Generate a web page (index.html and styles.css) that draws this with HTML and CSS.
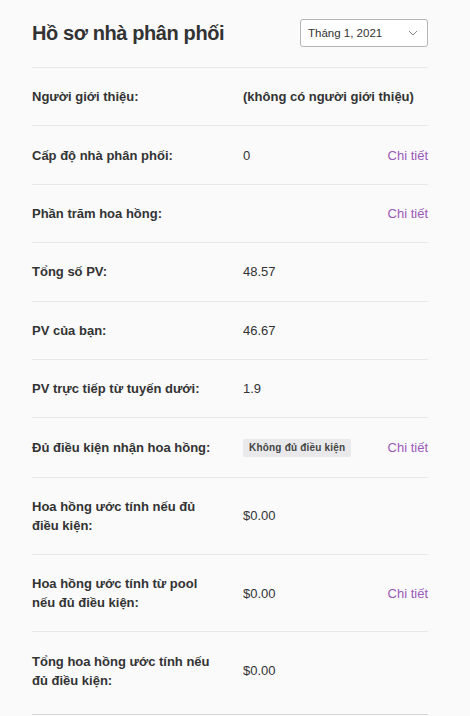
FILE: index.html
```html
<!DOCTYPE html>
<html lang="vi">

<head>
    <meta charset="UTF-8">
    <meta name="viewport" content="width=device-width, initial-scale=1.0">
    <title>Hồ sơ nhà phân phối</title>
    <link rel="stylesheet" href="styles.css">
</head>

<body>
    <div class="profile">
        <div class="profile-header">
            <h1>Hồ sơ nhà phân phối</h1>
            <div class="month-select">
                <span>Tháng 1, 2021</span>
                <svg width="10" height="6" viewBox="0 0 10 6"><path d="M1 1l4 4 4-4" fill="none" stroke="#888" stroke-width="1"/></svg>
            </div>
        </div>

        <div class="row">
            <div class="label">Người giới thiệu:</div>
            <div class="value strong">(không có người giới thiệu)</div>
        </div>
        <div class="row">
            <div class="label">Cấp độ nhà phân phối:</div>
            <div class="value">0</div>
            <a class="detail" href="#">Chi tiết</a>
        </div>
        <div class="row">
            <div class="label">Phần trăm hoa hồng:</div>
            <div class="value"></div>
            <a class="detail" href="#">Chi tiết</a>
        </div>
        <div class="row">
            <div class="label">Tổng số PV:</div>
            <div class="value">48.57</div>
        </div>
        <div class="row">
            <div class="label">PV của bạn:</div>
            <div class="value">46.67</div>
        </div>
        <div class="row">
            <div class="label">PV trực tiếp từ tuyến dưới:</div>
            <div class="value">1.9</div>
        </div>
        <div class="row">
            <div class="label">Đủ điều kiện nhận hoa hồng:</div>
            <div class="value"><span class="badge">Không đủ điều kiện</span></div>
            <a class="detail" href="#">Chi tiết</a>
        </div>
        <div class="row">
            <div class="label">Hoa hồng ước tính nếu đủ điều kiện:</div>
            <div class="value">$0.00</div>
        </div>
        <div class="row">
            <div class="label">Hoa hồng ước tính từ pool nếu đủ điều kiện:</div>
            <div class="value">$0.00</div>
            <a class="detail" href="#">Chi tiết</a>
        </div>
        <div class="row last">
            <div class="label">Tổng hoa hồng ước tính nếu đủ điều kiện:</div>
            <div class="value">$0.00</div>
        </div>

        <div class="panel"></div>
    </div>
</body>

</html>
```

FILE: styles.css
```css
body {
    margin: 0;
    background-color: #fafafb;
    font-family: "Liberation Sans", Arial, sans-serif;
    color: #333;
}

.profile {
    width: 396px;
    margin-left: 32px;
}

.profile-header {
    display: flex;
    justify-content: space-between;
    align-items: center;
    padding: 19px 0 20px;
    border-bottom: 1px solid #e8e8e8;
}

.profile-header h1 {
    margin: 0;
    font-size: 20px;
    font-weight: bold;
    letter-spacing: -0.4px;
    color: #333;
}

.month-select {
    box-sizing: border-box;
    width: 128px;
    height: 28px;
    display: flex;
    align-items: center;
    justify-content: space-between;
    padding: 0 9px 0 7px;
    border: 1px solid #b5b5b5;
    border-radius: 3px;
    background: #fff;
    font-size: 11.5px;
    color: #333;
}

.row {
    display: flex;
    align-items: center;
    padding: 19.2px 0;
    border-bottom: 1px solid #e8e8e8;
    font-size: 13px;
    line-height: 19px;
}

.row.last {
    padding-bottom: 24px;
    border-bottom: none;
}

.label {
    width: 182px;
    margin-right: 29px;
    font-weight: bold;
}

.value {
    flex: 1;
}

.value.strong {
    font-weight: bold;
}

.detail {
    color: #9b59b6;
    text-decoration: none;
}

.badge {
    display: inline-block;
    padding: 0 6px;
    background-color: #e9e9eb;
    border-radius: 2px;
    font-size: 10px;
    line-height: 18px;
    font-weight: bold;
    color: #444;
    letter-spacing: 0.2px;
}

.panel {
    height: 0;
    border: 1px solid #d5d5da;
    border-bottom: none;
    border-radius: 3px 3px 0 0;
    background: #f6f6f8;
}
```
= = =
PROMPT
Extract all the data above exactly, excluding every picture.

TASK OUTPUT
Generate a web page (index.html and styles.css) that draws this with HTML and CSS.
FILE: index.html
```html
<!DOCTYPE html>
<html lang="vi">

<head>
    <meta charset="UTF-8">
    <meta name="viewport" content="width=device-width, initial-scale=1.0">
    <title>Hồ sơ nhà phân phối</title>
    <link rel="stylesheet" href="styles.css">
</head>

<body>
    <div class="profile">
        <div class="profile-header">
            <h1>Hồ sơ nhà phân phối</h1>
            <div class="month-select">
                <span>Tháng 1, 2021</span>
                <svg width="10" height="6" viewBox="0 0 10 6"><path d="M1 1l4 4 4-4" fill="none" stroke="#888" stroke-width="1"/></svg>
            </div>
        </div>

        <div class="row">
            <div class="label">Người giới thiệu:</div>
            <div class="value strong">(không có người giới thiệu)</div>
        </div>
        <div class="row">
            <div class="label">Cấp độ nhà phân phối:</div>
            <div class="value">0</div>
            <a class="detail" href="#">Chi tiết</a>
        </div>
        <div class="row">
            <div class="label">Phần trăm hoa hồng:</div>
            <div class="value"></div>
            <a class="detail" href="#">Chi tiết</a>
        </div>
        <div class="row">
            <div class="label">Tổng số PV:</div>
            <div class="value">48.57</div>
        </div>
        <div class="row">
            <div class="label">PV của bạn:</div>
            <div class="value">46.67</div>
        </div>
        <div class="row">
            <div class="label">PV trực tiếp từ tuyến dưới:</div>
            <div class="value">1.9</div>
        </div>
        <div class="row">
            <div class="label">Đủ điều kiện nhận hoa hồng:</div>
            <div class="value"><span class="badge">Không đủ điều kiện</span></div>
            <a class="detail" href="#">Chi tiết</a>
        </div>
        <div class="row">
            <div class="label">Hoa hồng ước tính nếu đủ điều kiện:</div>
            <div class="value">$0.00</div>
        </div>
        <div class="row">
            <div class="label">Hoa hồng ước tính từ pool nếu đủ điều kiện:</div>
            <div class="value">$0.00</div>
            <a class="detail" href="#">Chi tiết</a>
        </div>
        <div class="row last">
            <div class="label">Tổng hoa hồng ước tính nếu đủ điều kiện:</div>
            <div class="value">$0.00</div>
        </div>

        <div class="panel"></div>
    </div>
</body>

</html>
```

FILE: styles.css
```css
body {
    margin: 0;
    background-color: #fafafb;
    font-family: "Liberation Sans", Arial, sans-serif;
    color: #333;
}

.profile {
    width: 396px;
    margin-left: 32px;
}

.profile-header {
    display: flex;
    justify-content: space-between;
    align-items: center;
    padding: 19px 0 20px;
    border-bottom: 1px solid #e8e8e8;
}

.profile-header h1 {
    margin: 0;
    font-size: 20px;
    font-weight: bold;
    letter-spacing: -0.4px;
    color: #333;
}

.month-select {
    box-sizing: border-box;
    width: 128px;
    height: 28px;
    display: flex;
    align-items: center;
    justify-content: space-between;
    padding: 0 9px 0 7px;
    border: 1px solid #b5b5b5;
    border-radius: 3px;
    background: #fff;
    font-size: 11.5px;
    color: #333;
}

.row {
    display: flex;
    align-items: center;
    padding: 19.2px 0;
    border-bottom: 1px solid #e8e8e8;
    font-size: 13px;
    line-height: 19px;
}

.row.last {
    padding-bottom: 24px;
    border-bottom: none;
}

.label {
    width: 182px;
    margin-right: 29px;
    font-weight: bold;
}

.value {
    flex: 1;
}

.value.strong {
    font-weight: bold;
}

.detail {
    color: #9b59b6;
    text-decoration: none;
}

.badge {
    display: inline-block;
    padding: 0 6px;
    background-color: #e9e9eb;
    border-radius: 2px;
    font-size: 10px;
    line-height: 18px;
    font-weight: bold;
    color: #444;
    letter-spacing: 0.2px;
}

.panel {
    height: 0;
    border: 1px solid #d5d5da;
    border-bottom: none;
    border-radius: 3px 3px 0 0;
    background: #f6f6f8;
}
```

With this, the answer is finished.